### STATED EXERCISE
Copy all lines of the listing that include the string "this".

### INFORMATION SHOWN
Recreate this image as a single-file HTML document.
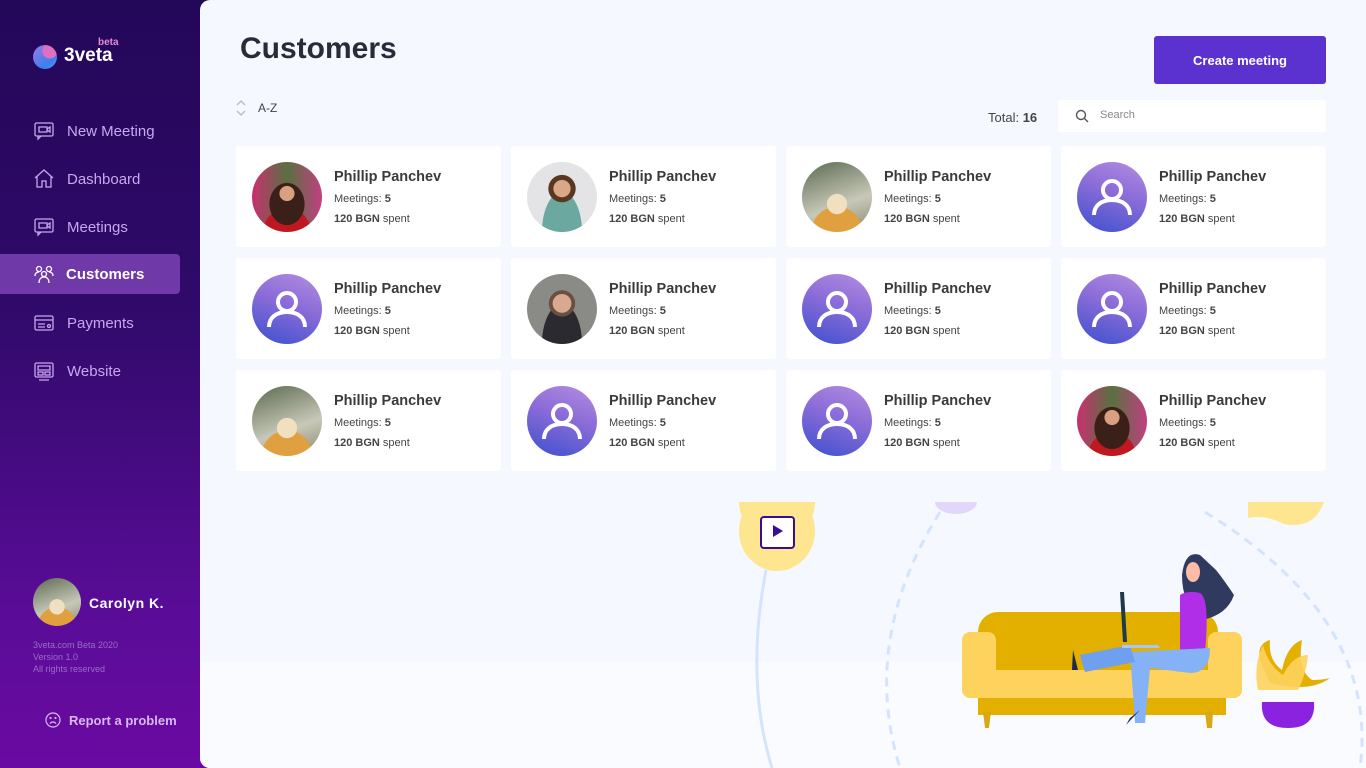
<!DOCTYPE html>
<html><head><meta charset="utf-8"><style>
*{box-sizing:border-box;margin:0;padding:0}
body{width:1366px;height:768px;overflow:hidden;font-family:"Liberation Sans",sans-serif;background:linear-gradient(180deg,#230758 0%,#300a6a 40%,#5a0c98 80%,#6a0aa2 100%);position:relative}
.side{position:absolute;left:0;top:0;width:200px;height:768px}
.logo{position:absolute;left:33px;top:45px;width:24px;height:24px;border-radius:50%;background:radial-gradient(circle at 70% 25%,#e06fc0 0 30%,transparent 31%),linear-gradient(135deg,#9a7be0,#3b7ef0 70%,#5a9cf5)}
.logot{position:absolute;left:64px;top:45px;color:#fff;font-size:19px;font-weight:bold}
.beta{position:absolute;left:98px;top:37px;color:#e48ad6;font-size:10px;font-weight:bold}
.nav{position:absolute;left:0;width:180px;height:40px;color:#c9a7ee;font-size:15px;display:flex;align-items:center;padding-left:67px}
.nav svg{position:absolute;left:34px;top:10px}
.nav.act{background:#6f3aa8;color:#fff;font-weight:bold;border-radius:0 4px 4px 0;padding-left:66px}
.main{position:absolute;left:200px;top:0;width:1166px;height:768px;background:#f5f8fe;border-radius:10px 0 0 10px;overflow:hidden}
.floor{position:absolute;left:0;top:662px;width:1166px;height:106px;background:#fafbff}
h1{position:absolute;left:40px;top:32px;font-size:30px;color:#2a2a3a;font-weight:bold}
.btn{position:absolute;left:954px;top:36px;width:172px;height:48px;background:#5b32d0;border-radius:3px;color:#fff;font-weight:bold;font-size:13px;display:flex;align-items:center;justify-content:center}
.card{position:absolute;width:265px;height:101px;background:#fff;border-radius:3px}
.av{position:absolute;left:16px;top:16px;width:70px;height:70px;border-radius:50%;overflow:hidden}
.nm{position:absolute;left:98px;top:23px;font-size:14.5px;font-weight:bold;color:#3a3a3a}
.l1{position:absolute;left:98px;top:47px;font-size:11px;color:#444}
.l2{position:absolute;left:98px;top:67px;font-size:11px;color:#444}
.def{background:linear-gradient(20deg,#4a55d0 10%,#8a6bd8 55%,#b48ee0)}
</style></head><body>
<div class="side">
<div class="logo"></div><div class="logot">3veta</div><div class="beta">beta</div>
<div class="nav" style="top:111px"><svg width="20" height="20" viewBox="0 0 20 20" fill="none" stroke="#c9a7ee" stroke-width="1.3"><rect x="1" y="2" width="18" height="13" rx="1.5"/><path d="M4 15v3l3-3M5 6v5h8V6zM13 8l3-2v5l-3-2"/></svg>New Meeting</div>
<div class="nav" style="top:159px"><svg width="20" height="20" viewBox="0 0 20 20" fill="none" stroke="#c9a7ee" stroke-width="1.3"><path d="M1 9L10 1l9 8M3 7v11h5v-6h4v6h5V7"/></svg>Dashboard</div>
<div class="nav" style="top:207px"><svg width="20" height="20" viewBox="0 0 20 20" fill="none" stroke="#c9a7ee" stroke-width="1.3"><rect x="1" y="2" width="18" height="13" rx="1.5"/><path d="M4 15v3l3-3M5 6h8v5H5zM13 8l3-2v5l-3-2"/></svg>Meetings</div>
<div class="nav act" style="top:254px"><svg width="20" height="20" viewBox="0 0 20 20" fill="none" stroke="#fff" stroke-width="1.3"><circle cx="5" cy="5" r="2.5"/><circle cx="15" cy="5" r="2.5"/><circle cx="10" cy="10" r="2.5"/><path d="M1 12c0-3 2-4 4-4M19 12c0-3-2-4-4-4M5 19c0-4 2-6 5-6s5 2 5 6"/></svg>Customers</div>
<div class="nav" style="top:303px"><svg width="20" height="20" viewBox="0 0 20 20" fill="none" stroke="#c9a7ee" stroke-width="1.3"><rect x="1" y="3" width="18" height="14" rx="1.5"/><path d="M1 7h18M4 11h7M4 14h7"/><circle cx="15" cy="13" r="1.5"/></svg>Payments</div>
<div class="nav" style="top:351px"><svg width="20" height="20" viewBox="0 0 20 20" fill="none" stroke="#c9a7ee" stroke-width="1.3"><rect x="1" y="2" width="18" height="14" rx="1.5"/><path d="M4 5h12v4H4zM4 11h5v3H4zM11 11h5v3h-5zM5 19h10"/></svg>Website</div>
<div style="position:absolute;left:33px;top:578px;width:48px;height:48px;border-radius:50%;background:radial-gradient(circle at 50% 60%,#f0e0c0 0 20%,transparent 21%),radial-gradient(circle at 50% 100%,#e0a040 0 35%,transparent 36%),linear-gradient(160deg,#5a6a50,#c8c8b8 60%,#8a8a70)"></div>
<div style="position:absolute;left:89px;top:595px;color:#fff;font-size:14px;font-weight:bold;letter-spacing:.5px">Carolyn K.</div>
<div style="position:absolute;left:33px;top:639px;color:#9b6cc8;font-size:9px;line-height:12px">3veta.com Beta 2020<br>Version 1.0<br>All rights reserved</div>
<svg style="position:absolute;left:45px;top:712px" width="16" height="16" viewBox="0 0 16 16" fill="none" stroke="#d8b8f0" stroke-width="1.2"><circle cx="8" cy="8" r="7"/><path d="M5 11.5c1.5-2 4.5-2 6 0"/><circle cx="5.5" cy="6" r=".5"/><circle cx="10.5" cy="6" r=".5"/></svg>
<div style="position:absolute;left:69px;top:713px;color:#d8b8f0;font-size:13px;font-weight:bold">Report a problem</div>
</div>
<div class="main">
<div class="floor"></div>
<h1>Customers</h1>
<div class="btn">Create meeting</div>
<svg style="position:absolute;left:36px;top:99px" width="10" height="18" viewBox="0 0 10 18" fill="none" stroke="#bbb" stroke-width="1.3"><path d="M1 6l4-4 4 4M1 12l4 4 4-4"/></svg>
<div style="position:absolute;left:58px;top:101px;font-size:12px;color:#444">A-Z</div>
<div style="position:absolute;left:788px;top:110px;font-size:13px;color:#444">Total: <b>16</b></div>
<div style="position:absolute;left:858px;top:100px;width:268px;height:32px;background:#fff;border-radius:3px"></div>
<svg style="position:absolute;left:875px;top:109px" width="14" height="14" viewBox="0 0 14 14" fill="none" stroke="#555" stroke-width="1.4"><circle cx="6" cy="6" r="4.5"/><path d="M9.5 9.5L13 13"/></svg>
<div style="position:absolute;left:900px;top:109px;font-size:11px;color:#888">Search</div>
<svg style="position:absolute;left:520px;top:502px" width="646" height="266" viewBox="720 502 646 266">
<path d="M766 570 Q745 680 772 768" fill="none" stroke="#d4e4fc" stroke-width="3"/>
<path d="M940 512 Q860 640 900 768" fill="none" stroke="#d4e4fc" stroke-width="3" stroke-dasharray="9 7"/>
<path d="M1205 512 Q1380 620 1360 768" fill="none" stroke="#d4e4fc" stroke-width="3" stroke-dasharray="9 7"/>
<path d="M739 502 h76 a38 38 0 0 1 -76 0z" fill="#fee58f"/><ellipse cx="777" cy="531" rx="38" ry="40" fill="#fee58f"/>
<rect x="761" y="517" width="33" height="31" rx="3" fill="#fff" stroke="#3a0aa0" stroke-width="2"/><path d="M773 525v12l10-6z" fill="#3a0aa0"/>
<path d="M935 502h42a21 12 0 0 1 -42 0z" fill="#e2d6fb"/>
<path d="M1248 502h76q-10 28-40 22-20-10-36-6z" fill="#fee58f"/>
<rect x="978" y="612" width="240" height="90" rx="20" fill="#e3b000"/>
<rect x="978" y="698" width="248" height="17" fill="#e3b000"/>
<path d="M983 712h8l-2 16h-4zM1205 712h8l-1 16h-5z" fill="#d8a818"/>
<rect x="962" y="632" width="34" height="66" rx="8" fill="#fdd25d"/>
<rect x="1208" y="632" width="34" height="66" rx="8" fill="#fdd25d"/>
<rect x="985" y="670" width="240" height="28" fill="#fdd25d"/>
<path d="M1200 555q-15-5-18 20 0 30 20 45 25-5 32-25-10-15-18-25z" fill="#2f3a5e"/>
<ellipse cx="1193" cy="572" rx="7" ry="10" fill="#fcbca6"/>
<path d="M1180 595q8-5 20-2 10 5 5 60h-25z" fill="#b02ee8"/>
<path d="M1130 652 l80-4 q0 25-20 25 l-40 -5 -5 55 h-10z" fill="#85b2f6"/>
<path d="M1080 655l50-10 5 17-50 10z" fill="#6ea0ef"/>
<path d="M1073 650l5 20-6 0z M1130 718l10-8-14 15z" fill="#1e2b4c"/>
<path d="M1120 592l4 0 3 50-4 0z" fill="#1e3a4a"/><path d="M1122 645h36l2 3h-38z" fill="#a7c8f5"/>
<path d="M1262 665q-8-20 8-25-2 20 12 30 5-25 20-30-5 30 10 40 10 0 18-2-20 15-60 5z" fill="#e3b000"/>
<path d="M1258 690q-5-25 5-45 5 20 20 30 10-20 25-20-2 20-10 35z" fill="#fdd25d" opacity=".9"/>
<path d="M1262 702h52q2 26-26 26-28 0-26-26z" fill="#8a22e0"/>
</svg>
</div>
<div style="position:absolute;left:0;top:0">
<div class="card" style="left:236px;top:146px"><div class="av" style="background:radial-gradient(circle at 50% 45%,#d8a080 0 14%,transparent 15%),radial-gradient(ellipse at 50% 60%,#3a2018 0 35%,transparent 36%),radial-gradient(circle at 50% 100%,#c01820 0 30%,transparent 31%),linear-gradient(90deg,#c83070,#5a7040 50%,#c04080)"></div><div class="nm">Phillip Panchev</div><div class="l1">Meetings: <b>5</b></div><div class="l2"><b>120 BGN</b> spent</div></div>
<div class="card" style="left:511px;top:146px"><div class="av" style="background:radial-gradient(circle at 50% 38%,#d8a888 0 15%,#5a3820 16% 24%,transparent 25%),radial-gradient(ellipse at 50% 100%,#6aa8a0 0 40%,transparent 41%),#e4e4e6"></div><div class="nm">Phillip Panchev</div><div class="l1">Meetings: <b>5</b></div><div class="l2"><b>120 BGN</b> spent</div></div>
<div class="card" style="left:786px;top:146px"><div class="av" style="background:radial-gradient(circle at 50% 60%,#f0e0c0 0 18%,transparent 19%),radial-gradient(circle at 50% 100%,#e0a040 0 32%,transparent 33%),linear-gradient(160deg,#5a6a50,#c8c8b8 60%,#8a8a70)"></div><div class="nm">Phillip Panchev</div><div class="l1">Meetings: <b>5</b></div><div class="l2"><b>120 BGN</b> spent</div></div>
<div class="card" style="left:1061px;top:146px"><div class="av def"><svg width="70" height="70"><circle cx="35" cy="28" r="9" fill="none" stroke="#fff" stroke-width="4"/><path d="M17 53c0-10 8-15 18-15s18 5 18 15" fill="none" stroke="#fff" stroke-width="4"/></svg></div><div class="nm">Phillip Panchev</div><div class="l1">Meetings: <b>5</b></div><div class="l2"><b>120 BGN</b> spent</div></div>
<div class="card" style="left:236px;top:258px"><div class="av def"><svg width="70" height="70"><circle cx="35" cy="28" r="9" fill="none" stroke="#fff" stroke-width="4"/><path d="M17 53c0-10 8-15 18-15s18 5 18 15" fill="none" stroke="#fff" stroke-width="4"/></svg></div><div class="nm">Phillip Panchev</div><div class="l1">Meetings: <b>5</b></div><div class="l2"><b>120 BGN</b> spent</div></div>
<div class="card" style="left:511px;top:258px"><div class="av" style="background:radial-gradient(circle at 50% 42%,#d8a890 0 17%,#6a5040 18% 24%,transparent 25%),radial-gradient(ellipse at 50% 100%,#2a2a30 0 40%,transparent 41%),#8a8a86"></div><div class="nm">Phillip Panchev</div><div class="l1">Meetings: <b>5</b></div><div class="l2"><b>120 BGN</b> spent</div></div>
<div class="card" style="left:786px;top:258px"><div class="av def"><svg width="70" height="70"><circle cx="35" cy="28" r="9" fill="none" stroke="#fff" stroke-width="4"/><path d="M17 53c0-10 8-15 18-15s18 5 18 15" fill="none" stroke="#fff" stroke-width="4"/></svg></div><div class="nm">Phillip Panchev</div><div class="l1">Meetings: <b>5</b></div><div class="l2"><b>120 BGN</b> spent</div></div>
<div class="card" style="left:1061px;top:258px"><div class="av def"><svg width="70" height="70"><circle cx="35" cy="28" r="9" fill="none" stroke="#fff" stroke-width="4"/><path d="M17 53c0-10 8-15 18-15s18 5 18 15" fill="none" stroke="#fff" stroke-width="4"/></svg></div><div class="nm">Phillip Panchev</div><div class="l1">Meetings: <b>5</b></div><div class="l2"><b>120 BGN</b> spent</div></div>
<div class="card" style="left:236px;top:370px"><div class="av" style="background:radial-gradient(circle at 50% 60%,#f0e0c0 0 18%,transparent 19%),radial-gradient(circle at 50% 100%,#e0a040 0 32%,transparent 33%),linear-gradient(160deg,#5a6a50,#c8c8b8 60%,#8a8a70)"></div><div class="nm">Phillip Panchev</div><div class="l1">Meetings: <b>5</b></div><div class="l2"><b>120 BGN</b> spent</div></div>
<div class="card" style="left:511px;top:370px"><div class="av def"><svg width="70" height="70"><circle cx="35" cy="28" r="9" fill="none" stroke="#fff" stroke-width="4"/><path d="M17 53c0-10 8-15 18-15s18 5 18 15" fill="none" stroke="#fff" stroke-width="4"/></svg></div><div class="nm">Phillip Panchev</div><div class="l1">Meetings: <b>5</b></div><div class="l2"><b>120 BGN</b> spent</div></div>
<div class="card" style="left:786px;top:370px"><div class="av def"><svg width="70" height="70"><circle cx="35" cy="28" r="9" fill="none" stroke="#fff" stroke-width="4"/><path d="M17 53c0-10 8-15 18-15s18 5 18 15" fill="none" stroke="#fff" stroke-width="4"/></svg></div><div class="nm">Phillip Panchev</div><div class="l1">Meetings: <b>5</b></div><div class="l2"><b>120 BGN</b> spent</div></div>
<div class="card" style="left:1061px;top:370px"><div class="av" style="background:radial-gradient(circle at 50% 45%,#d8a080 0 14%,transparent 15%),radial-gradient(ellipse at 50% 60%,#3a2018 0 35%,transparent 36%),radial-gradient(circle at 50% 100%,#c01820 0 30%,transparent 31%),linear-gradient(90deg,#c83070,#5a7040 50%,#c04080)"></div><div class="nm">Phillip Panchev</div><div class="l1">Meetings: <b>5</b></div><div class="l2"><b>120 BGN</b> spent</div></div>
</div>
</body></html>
==
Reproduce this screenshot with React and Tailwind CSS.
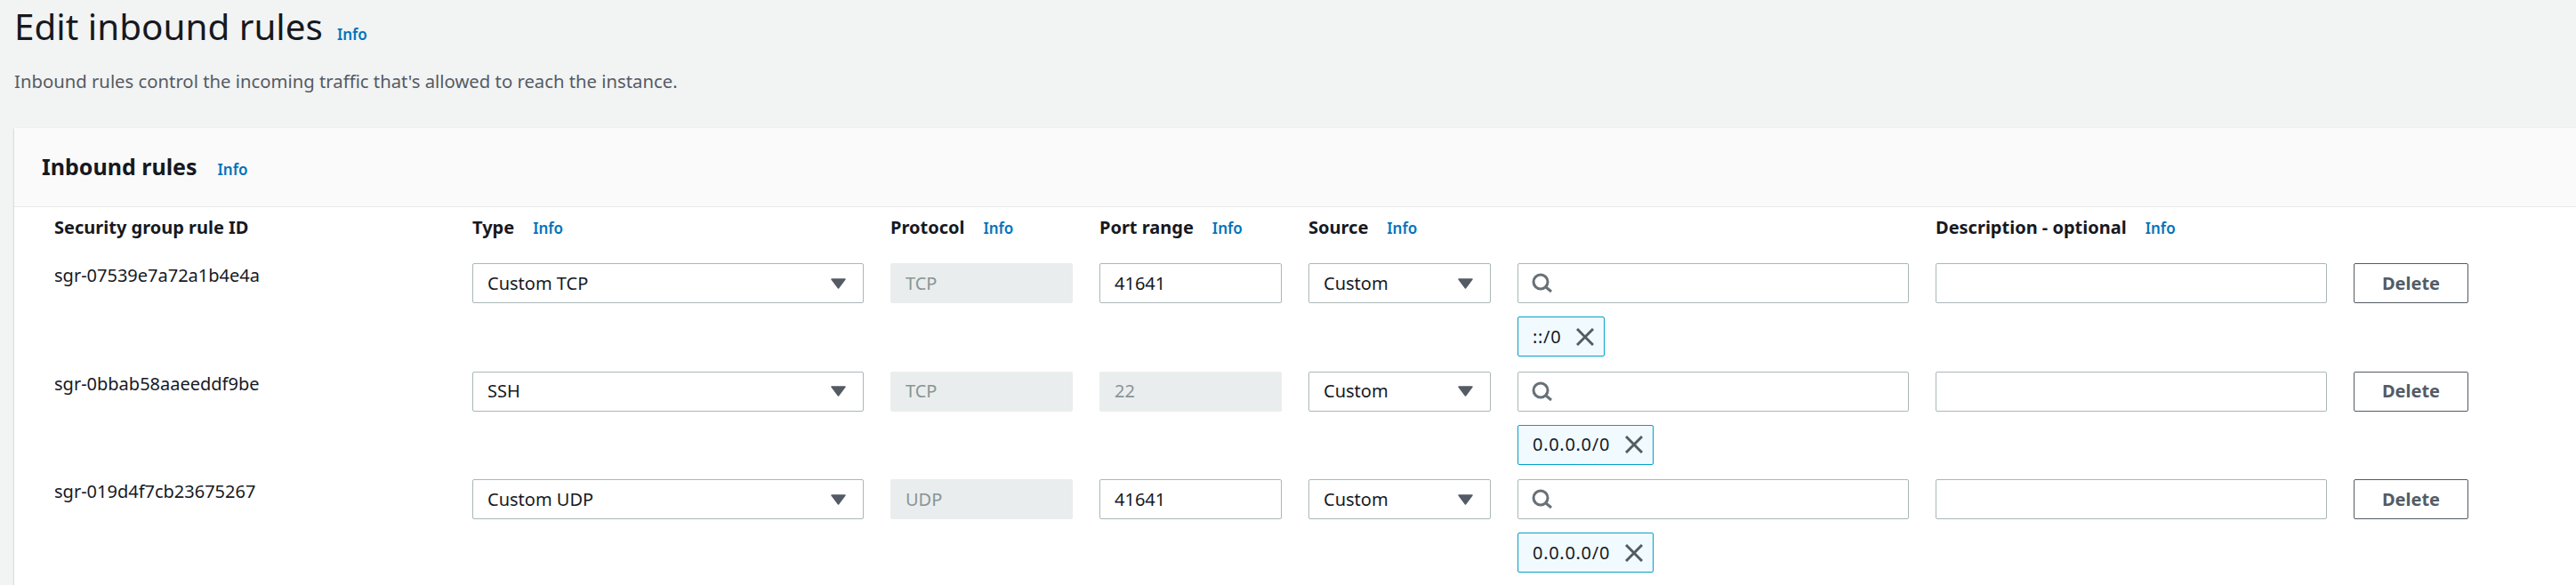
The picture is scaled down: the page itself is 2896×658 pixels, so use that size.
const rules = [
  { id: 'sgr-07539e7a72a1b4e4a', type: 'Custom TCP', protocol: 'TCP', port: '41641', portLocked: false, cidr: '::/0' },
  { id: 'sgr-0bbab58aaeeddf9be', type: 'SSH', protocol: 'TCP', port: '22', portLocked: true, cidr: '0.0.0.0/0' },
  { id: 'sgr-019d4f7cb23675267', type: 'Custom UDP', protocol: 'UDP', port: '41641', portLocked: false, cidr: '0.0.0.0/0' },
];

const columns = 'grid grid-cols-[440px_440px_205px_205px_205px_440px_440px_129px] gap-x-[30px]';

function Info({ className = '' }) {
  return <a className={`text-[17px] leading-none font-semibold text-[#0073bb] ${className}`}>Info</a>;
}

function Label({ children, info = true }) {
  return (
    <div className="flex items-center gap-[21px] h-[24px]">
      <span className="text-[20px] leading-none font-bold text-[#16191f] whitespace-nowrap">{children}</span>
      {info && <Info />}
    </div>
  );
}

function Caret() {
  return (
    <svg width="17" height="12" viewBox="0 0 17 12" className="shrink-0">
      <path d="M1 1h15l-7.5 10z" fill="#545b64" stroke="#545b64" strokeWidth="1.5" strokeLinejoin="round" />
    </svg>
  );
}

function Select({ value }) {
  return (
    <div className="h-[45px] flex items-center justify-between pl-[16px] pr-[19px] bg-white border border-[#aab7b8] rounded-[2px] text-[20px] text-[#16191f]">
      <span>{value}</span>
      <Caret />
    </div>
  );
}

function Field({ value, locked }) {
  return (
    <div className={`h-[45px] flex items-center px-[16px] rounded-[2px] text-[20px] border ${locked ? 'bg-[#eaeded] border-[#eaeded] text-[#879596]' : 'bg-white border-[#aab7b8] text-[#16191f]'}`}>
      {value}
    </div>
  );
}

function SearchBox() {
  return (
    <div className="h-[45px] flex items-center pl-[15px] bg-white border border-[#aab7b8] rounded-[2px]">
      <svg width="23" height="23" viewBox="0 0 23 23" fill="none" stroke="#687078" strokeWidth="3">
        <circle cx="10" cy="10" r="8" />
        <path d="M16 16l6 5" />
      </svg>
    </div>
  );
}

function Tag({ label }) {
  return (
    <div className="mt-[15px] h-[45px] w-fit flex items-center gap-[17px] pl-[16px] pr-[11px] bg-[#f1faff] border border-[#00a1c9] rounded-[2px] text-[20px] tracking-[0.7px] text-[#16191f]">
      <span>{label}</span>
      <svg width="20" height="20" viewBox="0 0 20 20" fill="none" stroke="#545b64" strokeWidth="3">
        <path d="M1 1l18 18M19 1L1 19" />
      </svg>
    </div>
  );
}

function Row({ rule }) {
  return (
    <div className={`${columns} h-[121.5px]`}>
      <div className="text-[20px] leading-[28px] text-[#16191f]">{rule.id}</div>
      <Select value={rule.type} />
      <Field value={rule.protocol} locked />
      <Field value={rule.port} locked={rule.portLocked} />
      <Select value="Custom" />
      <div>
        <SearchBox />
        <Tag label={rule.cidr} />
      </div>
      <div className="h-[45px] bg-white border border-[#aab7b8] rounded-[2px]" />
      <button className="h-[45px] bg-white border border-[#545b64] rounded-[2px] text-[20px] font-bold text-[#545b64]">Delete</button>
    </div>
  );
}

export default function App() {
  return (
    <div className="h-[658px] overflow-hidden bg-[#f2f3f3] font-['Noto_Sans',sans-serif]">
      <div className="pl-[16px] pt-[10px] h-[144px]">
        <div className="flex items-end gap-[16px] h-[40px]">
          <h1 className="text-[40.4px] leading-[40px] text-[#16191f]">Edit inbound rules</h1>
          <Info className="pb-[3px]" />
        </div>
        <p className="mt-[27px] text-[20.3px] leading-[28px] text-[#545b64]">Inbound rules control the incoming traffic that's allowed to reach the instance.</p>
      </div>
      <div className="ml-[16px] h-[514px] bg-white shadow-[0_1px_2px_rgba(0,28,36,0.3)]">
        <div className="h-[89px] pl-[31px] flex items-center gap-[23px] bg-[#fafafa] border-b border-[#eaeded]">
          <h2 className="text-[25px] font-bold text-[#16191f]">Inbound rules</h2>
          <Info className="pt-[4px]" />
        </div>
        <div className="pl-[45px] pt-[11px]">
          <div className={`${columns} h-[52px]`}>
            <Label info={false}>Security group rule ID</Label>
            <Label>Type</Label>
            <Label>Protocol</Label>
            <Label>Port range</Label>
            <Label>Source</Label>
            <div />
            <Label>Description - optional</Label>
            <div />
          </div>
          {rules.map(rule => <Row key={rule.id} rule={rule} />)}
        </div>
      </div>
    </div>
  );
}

### FINAL ANSWER
Recreate this image as a single-file HTML document.
Reproduce this screenshot with React and Tailwind CSS.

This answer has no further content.